Leia abaixo a redação de Sabrina e inspire-se!

O livro “Nós matamos o cão tinhoso” de Luís Bernardo Honwana retrata a sociedade moçambicana durante a colonização portuguesa. Na obra literária, observa-se uma dinâmica social pautada pela inferiorização dos indivíduos negros, na qual o racismo está enraizado nas interações entre as pessoas, na qualidade de vida e na autoimagem de cada ser. Assim, ao inserir a imagem criada pelo livro no contexto brasileiro de ínfima valorização da herança africana, infere-se que o passado colonial persiste nas estruturas do Brasil, se manifestando a partir do apagamento sistemático da cultura afro-brasileira. Em razão disso, deve-se discutir o papel do Estado no setor escolar e cultural diante desse contexto de silenciamento.

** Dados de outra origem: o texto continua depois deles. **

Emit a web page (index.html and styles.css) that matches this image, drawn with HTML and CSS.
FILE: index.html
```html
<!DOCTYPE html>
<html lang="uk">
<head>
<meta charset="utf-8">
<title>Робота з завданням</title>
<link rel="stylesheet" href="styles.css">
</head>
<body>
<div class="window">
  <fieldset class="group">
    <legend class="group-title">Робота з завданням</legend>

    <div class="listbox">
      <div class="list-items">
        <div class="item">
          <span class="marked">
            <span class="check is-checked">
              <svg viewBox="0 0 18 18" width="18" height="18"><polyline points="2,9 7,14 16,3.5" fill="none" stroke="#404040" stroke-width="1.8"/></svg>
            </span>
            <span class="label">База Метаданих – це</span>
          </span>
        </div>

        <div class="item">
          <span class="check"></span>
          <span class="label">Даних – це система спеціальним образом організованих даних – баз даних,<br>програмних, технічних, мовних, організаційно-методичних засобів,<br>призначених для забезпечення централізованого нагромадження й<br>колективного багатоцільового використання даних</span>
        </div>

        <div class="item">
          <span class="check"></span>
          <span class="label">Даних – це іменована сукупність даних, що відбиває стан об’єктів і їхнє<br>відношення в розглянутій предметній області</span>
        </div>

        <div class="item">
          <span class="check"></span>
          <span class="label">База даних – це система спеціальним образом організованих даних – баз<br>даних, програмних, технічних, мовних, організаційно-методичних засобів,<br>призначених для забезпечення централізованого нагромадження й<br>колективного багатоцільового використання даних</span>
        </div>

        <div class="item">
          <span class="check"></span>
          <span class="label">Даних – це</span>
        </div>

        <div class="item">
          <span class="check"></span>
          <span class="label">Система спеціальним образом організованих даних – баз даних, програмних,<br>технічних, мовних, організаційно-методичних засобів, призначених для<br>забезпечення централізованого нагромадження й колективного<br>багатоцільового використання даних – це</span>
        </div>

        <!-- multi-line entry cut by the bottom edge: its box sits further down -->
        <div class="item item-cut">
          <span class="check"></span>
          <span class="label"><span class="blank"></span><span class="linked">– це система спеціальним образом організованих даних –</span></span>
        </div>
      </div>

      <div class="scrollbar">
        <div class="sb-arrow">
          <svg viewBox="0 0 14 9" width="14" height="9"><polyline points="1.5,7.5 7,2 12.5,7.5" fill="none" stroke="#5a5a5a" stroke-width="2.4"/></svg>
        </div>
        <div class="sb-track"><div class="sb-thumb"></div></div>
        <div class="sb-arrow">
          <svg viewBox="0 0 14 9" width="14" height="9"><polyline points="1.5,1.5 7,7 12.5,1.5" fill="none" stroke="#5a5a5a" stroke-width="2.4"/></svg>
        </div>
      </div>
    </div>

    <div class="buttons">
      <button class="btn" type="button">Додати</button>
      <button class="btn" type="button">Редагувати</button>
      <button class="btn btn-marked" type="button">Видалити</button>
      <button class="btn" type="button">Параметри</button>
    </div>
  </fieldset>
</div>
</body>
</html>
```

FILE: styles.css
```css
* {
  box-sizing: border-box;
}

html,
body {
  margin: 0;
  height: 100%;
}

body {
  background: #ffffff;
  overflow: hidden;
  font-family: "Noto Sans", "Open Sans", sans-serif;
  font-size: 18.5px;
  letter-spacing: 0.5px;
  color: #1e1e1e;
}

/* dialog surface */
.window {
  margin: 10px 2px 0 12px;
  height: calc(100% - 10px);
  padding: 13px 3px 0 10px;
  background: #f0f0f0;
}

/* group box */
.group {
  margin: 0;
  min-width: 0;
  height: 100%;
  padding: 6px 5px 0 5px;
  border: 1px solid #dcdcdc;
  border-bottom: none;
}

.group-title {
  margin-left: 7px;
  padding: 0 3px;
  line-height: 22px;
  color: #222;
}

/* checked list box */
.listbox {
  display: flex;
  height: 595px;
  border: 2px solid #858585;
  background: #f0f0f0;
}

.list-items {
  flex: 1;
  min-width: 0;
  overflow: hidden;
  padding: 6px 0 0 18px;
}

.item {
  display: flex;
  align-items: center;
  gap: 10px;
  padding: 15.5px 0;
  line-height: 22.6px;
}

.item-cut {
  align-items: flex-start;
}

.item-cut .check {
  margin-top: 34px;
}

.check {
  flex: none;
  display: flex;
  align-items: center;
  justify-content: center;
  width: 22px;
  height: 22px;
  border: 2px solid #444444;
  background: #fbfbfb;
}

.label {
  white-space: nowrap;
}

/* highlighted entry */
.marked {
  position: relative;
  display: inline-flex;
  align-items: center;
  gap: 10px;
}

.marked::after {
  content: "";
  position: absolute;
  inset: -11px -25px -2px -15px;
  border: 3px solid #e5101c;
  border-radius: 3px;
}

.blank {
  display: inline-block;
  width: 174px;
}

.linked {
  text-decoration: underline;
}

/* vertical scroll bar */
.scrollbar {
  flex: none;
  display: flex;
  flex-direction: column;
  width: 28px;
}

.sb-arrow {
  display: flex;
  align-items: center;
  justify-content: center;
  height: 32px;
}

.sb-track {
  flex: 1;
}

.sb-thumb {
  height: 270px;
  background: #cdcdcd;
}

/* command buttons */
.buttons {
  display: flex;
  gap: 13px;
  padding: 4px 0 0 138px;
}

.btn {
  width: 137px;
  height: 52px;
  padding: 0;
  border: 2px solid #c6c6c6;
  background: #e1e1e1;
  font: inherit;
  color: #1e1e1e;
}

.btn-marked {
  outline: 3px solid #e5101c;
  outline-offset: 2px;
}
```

Em um primeiro momento, é necessário entender a relação entre a dinâmica social brasileira e a desvalorização da herança africana. Para fundamentar essa ideia, o filósofo Ailton Krenak afirma que, no Brasil, existem dois grupos — a humanidade, formada pela elite econômica, e a subumanidade, a qual tem seus direitos negados e é constituída principalmente pelas populações marginalizadas socialmente, como os povos originários e os negros. Por conseguinte, entende-se que o apagamento da cultura africana é uma extensão do panorama da desigualdade social brasileira, já que essa desvalorização sistemática silencia as vozes de populações que são violentadas e oprimidas há séculos, o que favorece a manutensão dessas pessoas no grupo da subumanidade. Dessa forma, o Estado deve desenvolver medidas que visem valorizar e apoiar artistas e escritores relacionados à herança africana no Brasil.

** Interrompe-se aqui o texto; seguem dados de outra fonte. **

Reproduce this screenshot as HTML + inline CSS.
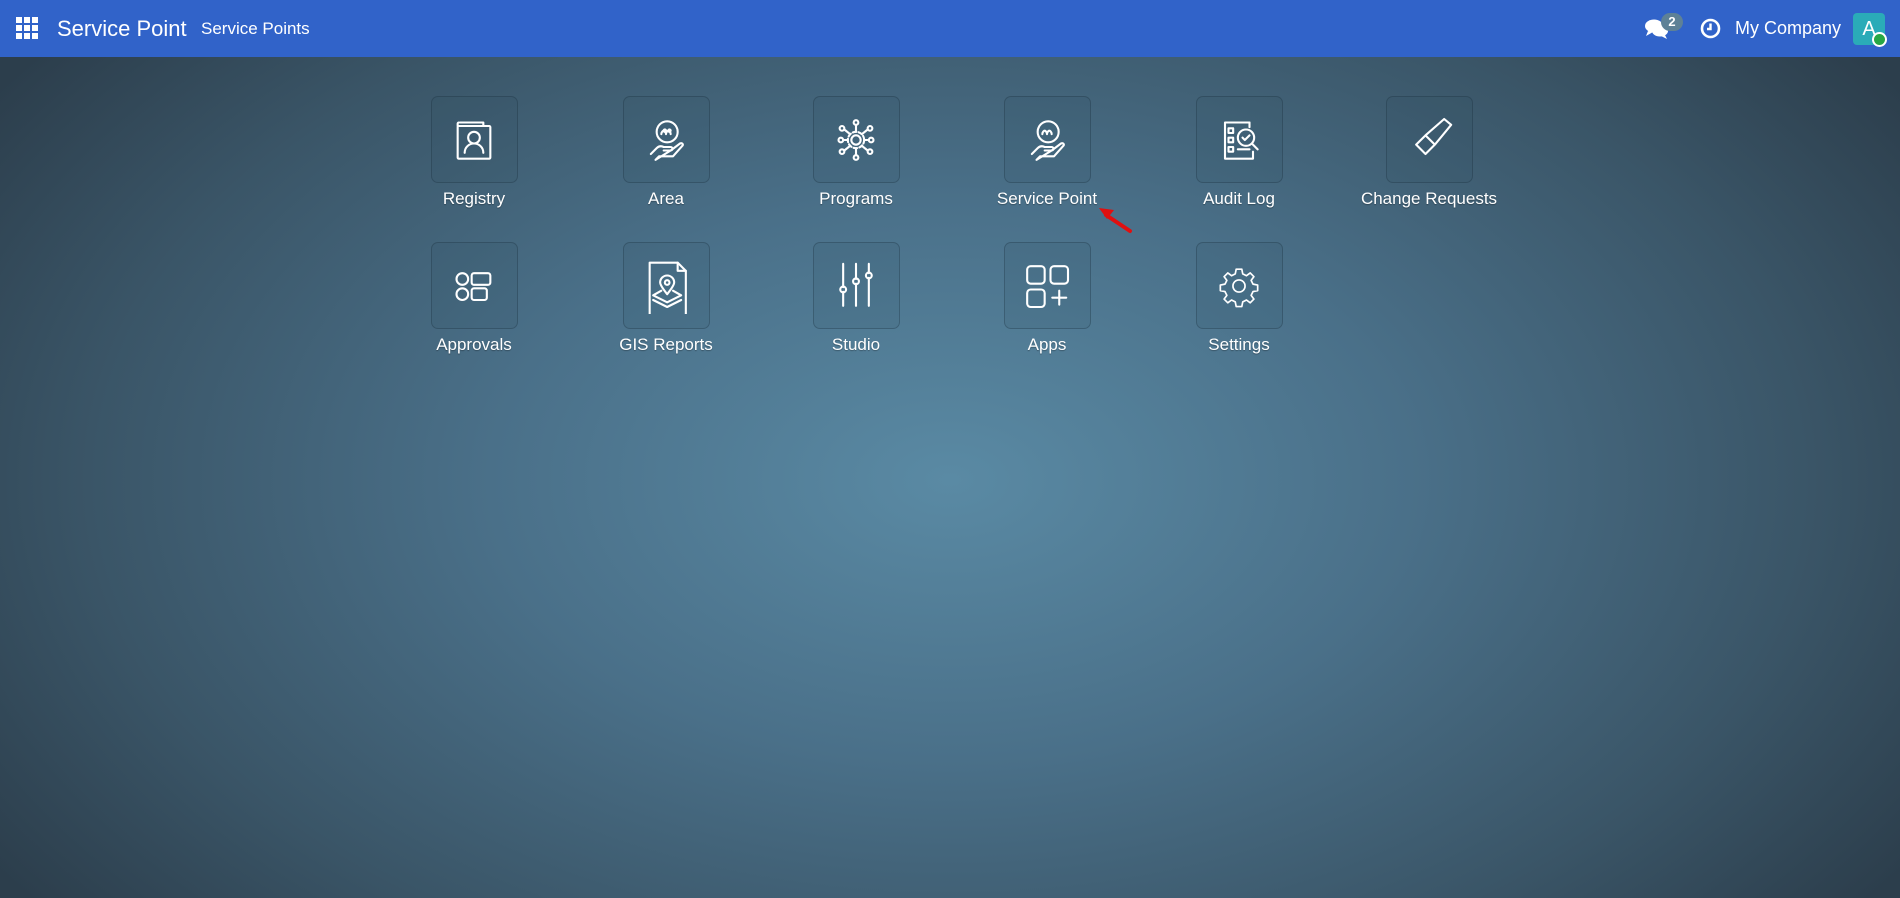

Sob outra ótica, a compreensão acerca da importância da ancestralidade na formação da autoimagem e da noção de pertencimento de cada indivíduo é imperativa. Para isso, a filósofa brasileira Marilena Chaui defende a ideia de que, enquanto os animais são seres naturais, os humanos são culturais – ou seja, a cultura em que cada pessoa está inserida compõe a essência desse ser. A partir disso, compreende-se que o silenciamento da herança africana nega a uma grande parte do povo brasileiro a sua própria essência, o que constitui uma violência estrutural e resulta numa noção de não pertencimento generalizada e em uma autoimagem defasada. Frente a isso, o Estado deve agir em prol da promoção de manifestações culturais afro-brasileiras.

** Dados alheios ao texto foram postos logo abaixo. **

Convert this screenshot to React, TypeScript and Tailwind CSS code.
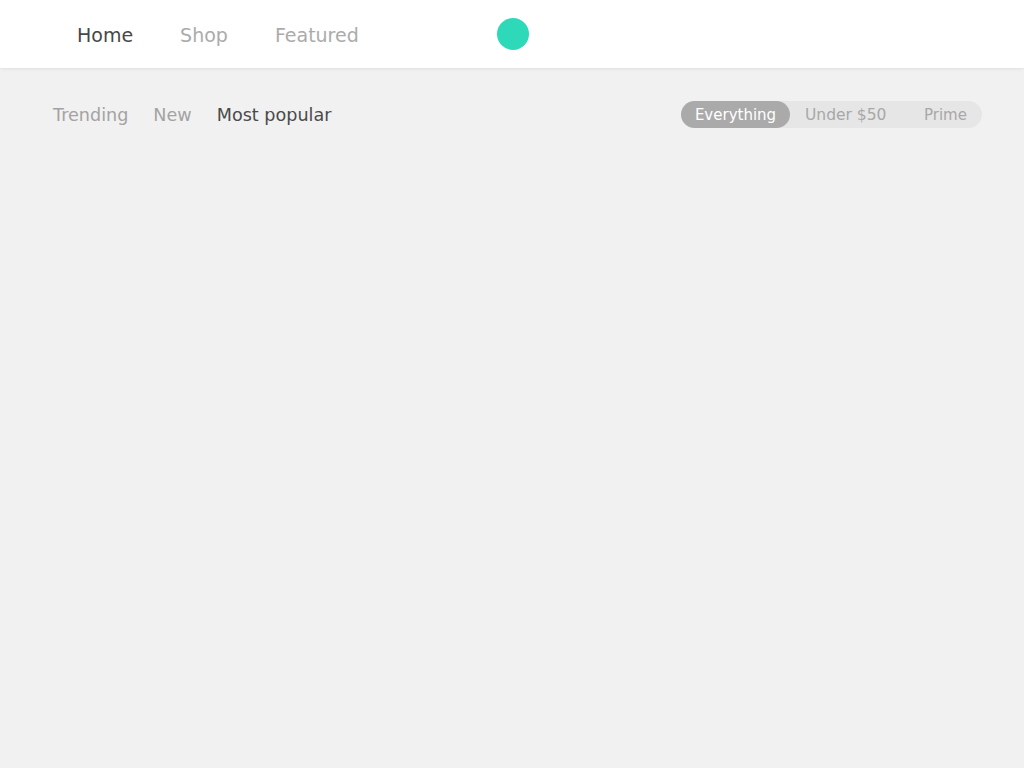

Em suma, conclui-se que a desvalorização da cultura africana está diretamente relacionada a um processo sistemático de silenciamento de grupos oprimidos e resulta na falta de pertencimento de muitos indivíduos. Portanto, cabe ao Estado, por meio de uma parceria entre o Ministério da Economia (ME) e o Ministério da Educação e da Cultura (MEC), desenvolver manifestações culturais afro-brasileiras nas escolas, como, por exemplo, peças teatrais e festivais de dança, música e arte, assim como investir financeiramente na promoção de artistas e escritores que têm suas carreiras relacionadas à herança africana. Por fim, essas ações serão responsáveis por impedir o perpetuamento da desvalorização da cultura africana no Brasil.
*Erramos: inicialmente, este texto informava que Sabrina havia citado também o escritor Machado de Assis, o que não ocorreu. A matéria foi corrigida em 24 de março de 2023.